The treatment of limitation defence on joinder applications

Limitation periods are meant to bring certainty. They protect people and businesses from stale claims. For corporate clients, they support finality, record-retention planning, insurance analysis and commercial decision-making. In British Columbia, the basic limitation period is two years; a court proceeding generally must not be started more than two years after the claim is discovered. The more difficult question is what happens when a plaintiff seeks to add a new party to an existing lawsuit after that period has expired.
The short answer is that, in BC, an expired limitation period may not be the complete answer corporate defendants expect. If joinder is ordered, the limitation defence may be extinguished.
Interplay between the Limitation Act, the Court rules, and the common law
Section 22(1)(d) of BC’s Limitation Act permits new parties to be added to an existing proceeding even where the claim against them would otherwise be time-barred. The procedural route is an application under Rule 6-2 of the Supreme Court Civil Rules, commonly described as a joinder application. These applications can be brought without notice to the proposed new parties.
Where a proposed defendant has an arguable limitation defence, the court considers whether it would nevertheless be “just and convenient” to add that party. If the court grants joinder, the Limitation Act operates to extinguish the limitation defence.
In applying that test, courts consider the Letvad v. Finley factors: The length of the delay, the explanation for it, the prejudice caused, the connection between the existing claim and the proposed claim and the expiry of the limitation period. For defence counsel, the important point is that the limitation issue is folded into a discretionary balancing exercise rather than operating as a straightforward bar to the claim.
Why joinder differs from the trial analysis
The critical distinction is procedural posture. The Letvad analysis on a joinder application is not the same as the merits-stage question of whether a claim is statute-barred.
At trial, the limitation issue is usually binary: Was the claim commenced within the applicable limitation period? If not, the claim is dismissed.
On a joinder application, by contrast, a court may assume that an arguable limitation defence exists but still allow the claim to proceed because adding the defendant is considered “just and convenient.” The limitation defence becomes one factor in the analysis rather than a complete answer. Once the party is added, the defence may be permanently lost.
BC vs. Ontario: A different approach
BC’s approach is not universal. Ontario takes a markedly different path: s. 21(1) of Ontario’s Limitations Act, 2002 provides that, if a limitation period against a person has expired, the claim generally cannot be pursued by adding that person to an existing proceeding, subject only to correcting a misnaming or misdescription. In Ontario, the limitation defence survives the joinder process. In BC, it does not necessarily survive.
For national organizations, the practical consequence is significant: The procedural route used to bring a defendant into the case may determine whether a limitation defence survives at all.

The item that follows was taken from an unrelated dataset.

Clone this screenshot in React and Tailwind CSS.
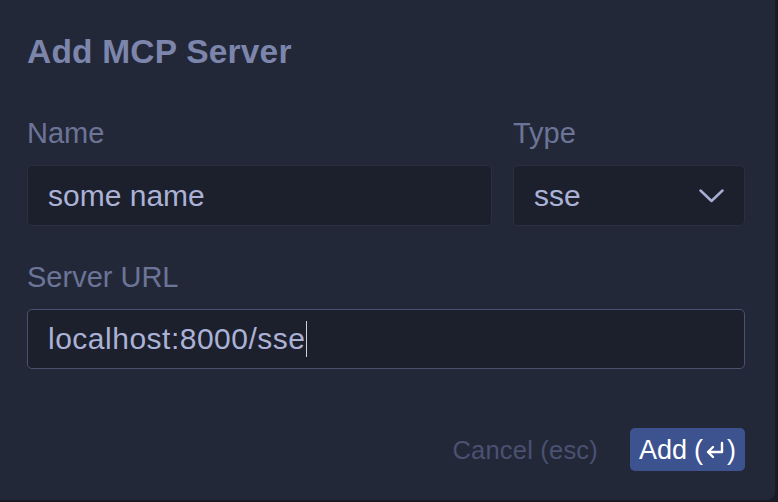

Policy considerations for defendants
The Supreme Court of Canada has emphasized that discovery of a claim turns on knowledge of the material facts necessary to frame a cause of action, not perfect knowledge of the legal claim. British Columbia appellate authority also confirms that a plaintiff need not know the full extent of the damage before time begins to run. These principles reflect a deliberate policy choice: Plaintiffs are expected to act with reasonable diligence and defendants are entitled to repose after a defined period.
That policy matters in a corporate context. A late joinder application, sometimes brought years into existing litigation, can deprive a proposed defendant of repose. The two-year limitation period is not merely procedural housekeeping; limitation periods promote finality, encourage timely claims, reduce the risk of faded memories and lost records and allow businesses to organize their affairs without indefinite litigation exposure. BC’s Limitation Act reinforces this framework through both the basic two-year limitation period and an ultimate limitation period that bars most claims after a fixed outside date.
The prejudice is therefore not abstract. In the joinder context, the order may deprive the proposed defendant of a defence it could otherwise raise if sued in a separate proceeding.
Practical guidance for solicitors and in-house counsel
For corporate counsel managing BC litigation exposure, the key takeaway is not to treat the expiry of two years as the end of the risk. A plaintiff may still seek to add the company, and the court may permit joinder if doing so is considered just and convenient. Corporate counsel should assess potential joinder exposure early, preserve relevant documents and project records, consider insurance notice obligations and evaluate limitation arguments before the joinder application is determined. Where the company’s conduct, services, advice or decision-making may be connected to an existing claim, the limitation issue should be analyzed proactively rather than after the party has already been added.
Note: This article is of a general nature only and is not exhaustive of all possible legal rights or remedies. In addition, laws may change over time and should be interpreted only in the context of particular circumstances such that these materials are not intended to be relied upon or taken as legal advice or opinion. Readers should consult a legal professional for specific advice in any particular situation.